NTSB: Engine separated from cargo plane seconds before deadly crash near Fairbanks

May 2—Federal investigators on the deadly crash of a fuel-laden cargo plane near Fairbanks say they will focus on an engine that separated from the wing just before a post-crash fire destroyed the plane.

The Douglas DC-4 went down just after leaving Fairbanks International Airport the morning of April 23, killing both pilots on board. Alaska State Troopers said the plane crashed into the Tanana River about 7 miles southwest of the airport, then slid into a bluff and was consumed by flames.

The plane was making a delivery to the Northwest Alaska village of Kobuk. The DC-4 owned and operated by Wasilla-based Alaska Air Fuel was transporting 3,400 gallons of unleaded fuel and two 100-gallon propane tanks, according to a preliminary report released Thursday by the National Transportation Safety Board.

The plane was destroyed on impact, according to the report. But the engine separated from the wing about 100 feet above the ground, coming to rest on a frozen section of the river, it said.

The engine was recovered, lead NTSB investigator Mark Ward wrote in the report, "and a detailed engine examination is pending."

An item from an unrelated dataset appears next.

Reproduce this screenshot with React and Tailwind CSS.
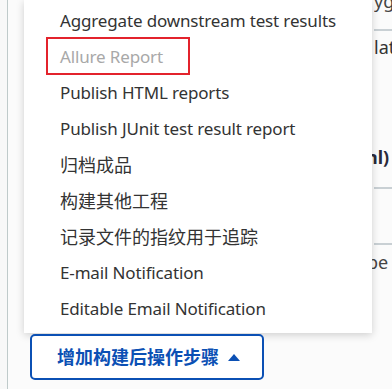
import React from "react";

const items = [
  { t: "Aggregate downstream test results", latin: true },
  { t: "Allure Report", latin: true },
  { t: "Publish HTML reports", latin: true },
  { t: "Publish JUnit test result report", latin: true },
  { t: "归档成品" },
  { t: "构建其他工程" },
  { t: "记录文件的指纹用于追踪" },
  { t: "E-mail Notification", latin: true },
  { t: "Editable Email Notification", latin: true },
];

const font = { fontFamily: '"Noto Sans", "Noto Sans CJK SC", sans-serif' };

export default function App() {
  return (
    <div
      className="relative w-[392px] h-[389px] overflow-hidden bg-[#f8f8f8] text-[18px] text-[#333]"
      style={font}
    >
      {/* page underneath */}
      <div className="h-full ml-[7px] border-l border-[#bfcaca] flex flex-col">
        <div className="flex-1 flex flex-col pl-[366px] bg-[#fbfbfb] whitespace-nowrap text-[18px]">
          <div className="h-[29px] overflow-hidden">
            <div className="-mt-[10px] leading-[22px] text-[#444]">ygu</div>
          </div>
          <div className="h-[2px] bg-[#c9d0d4]" />
          <div className="pt-[5px] leading-[22px] h-[115px]">lat</div>
          <div className="-ml-[8px] font-bold text-[#2a2a3a] leading-[22px] h-[41px]">nl)</div>
          <div className="h-[2px] bg-[#c9d0d4]" />
          <div className="h-[54px]" />
          <div className="h-[2px] bg-[#c9d0d4]" />
          <div className="-ml-[7px] pt-[6px] leading-[22px] text-[#444]">be</div>
        </div>
      </div>

      {/* dropdown menu */}
      <div className="absolute left-[24px] top-0 w-[348px] bg-white pt-[3px] pb-[6px] shadow-[0_2px_8px_rgba(0,0,0,0.18)]">
        {items.map((it, i) => (
          <div
            key={it.t}
            className={
              "relative h-[36px] flex items-center pl-[36px] whitespace-nowrap " +
              (it.latin ? "text-[17px] tracking-[-0.15px] " : "text-[18px] ") +
              (i === 1 ? "text-[#a8a8a8]" : "text-[#333]")
            }
          >
            {i === 1 && (
              <div className="absolute left-[22px] top-[-2px] w-[144px] h-[38px] border-2 border-[#e3232c]" />
            )}
            <span className="relative">{it.t}</span>
          </div>
        ))}
      </div>

      {/* button */}
      <div className="absolute left-[30px] top-[334px]">
        <button className="h-[46px] w-[234px] flex items-center pl-[25px] gap-[9px] bg-white border-2 border-[#0b50b4] rounded-[5px] text-[#0b50b4] font-bold text-[18px]">
          <span>增加构建后操作步骤</span>
          <svg width="12" height="7" viewBox="0 0 12 7">
            <path d="M0 7 L6 0 L12 7 Z" fill="#0b50b4" />
          </svg>
        </button>
      </div>
    </div>
  );
}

Much of the plane's structure was incinerated by a large post-crash fire, according to the report.

Investigators said last week that the crew reported an in-flight fire shortly after departure and requested a return to the Fairbanks airport.

A witness spotted the plane just after it departed at about 9:55 a.m. and said the far left engine wasn't running, according to the new report. A plume of smoke was visible as the plane began a turn, and the witness said he saw the engine was on fire, the report said.

Mike Emers, owner of Rosie Creek Farm southwest of Fairbanks, told the Daily News he heard an explosion and saw one of the engines on fire, followed by the sound of additional explosions. Emers, his son, and a neighbor followed a large smoke plume to the crash site, where they tried to beat down the flames with their sweatshirts.

Surveillance video from the farm shows an explosion behind the engine, "followed by fragments of airplane wreckage falling to the ground," Ward wrote. "The airplane then begins an uncontrolled descending left turn into terrain."

The crash occurred at 10:03 a.m., about 8 minutes after the plane took off.

A report on the probable cause of the crash isn't expected until next year.

Alaska Air Fuel used the four-engine Douglas DC-4 to haul fuel to remote locations. The planes, which are increasingly rare, were originally used by the military including during World War II. The military version of the DC-4 is known as the C-54 Skymaster.

Troopers have not officially identified the two people killed in the crash because the State Medical Examiner's Office has not yet positively identified them, spokesman Austin McDaniel said Thursday.

A call to Alaska Air Fuel wasn't immediately returned on Thursday.